Blessing or Luck?

by Dale Andrews on November 23rd, 2009

Solomon once mused that, “time and chance hap­pen to all.” It was as close as he could come to call­ing life a mat­ter of the luck-of-the-draw with­out sound­ing like a non-Jew. In the tra­di­tion of Abra­ham, Isaac, and Jacob, all things hap­pen by the hand of God. The story of Job attests to the same belief: If some­thing hap­pens — whether for good or ill — it comes from God.

Per­son­ally, I find myself in sev­eral dif­fer­ent camps when it comes to des­tiny and one’s lot in life. It is easy to talk about a blessed life — hav­ing been born where and when I was in his­tory (in the peace­ful Eisen­hower years to a middle-class church-going fam­ily that pro­moted edu­ca­tion and hard work). I have no trou­ble attribut­ing it all to God, until I look around at so many that have not been so blessed. That is when I am tempted to think of every­thing as blind luck.

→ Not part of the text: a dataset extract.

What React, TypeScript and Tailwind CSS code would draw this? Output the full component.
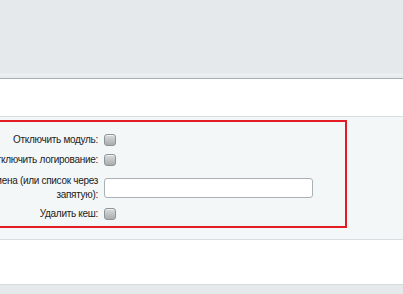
export default function App() {
  const labelCls =
    "flex w-[200px] shrink-0 justify-end pr-[6px] text-right text-[10px] tracking-[-0.3px] leading-[14px] text-[#222] whitespace-nowrap";

  return (
    <div
      className="w-[403px] h-[294px] overflow-hidden bg-white"
      style={{ fontFamily: "'Liberation Sans', Arial, sans-serif" }}
    >
      {/* top toolbar area */}
      <div className="h-[74px] bg-[#e5e9eb]" />
      <div className="h-[4px] border-t border-[#f0f3f4] bg-[#e8ecee]" />
      <div className="h-[1px] bg-[#a7afb2]" />

      {/* white spacer */}
      <div className="h-[37px] bg-white" />

      {/* settings panel */}
      <div className="border-y border-[#d9dee0] bg-[#f4f7f8] pt-[3px] pb-[11px]">
        <div className="ml-[-98px] w-[445px] border-2 border-[#e31b23] pt-[8px] pb-[4px]">
          <div className="flex h-[20px] items-center">
            <div className={labelCls}>Отключить модуль:</div>
            <Checkbox />
          </div>
          <div className="flex h-[20px] items-center">
            <div className={labelCls}>Отключить логирование:</div>
            <Checkbox />
          </div>
          <div className="flex h-[36px] items-center">
            <div className={labelCls}>
              <div>
                Отключить для домена (или список через
                <br />
                запятую):
              </div>
            </div>
            <input
              type="text"
              className="h-[20px] w-[209px] rounded-[3px] border border-[#a9b1b5] bg-white px-1 text-[11px] outline-none"
            />
          </div>
          <div className="flex h-[16px] items-center">
            <div className={labelCls}>Удалить кеш:</div>
            <Checkbox />
          </div>
        </div>
      </div>

      {/* white spacer */}
      <div className="h-[44px] bg-white" />
      <div className="h-[1px] bg-[#d6dcde]" />
      <div className="h-[20px] bg-[#e5e9eb]" />
    </div>
  );
}

function Checkbox() {
  return (
    <span className="inline-block h-[12px] w-[12px] rounded-[3px] border border-[#8e9496] bg-gradient-to-b from-[#d9dcdd] to-[#a9adae] shadow-[inset_0_1px_0_rgba(255,255,255,0.6)]" />
  );
}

All of the think­ing and analy­sis in the world will not solve this one. Why are there so many appar­ent inequities? Even Solomon could not solve it (read Eccle­si­astes when you get a chance). If God is in con­trol, then why are there so many out of con­trol sit­u­a­tions and chaotic eras in his­tory? The answers reside in some sort of higher pur­pose or wis­dom, which does not seem to help when you are in the mid­dle of the mix. In the next life it may all make sense. In this one, it resem­bles a Chi­nese puz­zle — com­pletely unsolvable.

The real irony has to do with how my dis­as­ters have been hid­den bless­ings. That also seems unfair. Why do I keep com­ing out smelling like a rose? I have had more than my share of health prob­lems and close calls, yet in my mid­dle years my med­i­cine cab­i­net con­sists of sim­ple aspirin — not even any Band-Aids. Is it luck or bless­ing? Is it both or neither?

In the end, all I can do is express my grat­i­tude and see what I can do to help oth­ers. My lim­i­ta­tions have proven to be the doors to all sorts of good things. The less I have, the more I seem to appre­ci­ate what I do have and the more will­ing I am to give the rest away. That too I can­not under­stand. I can­not solve it, so I might as well just live it and see what happens.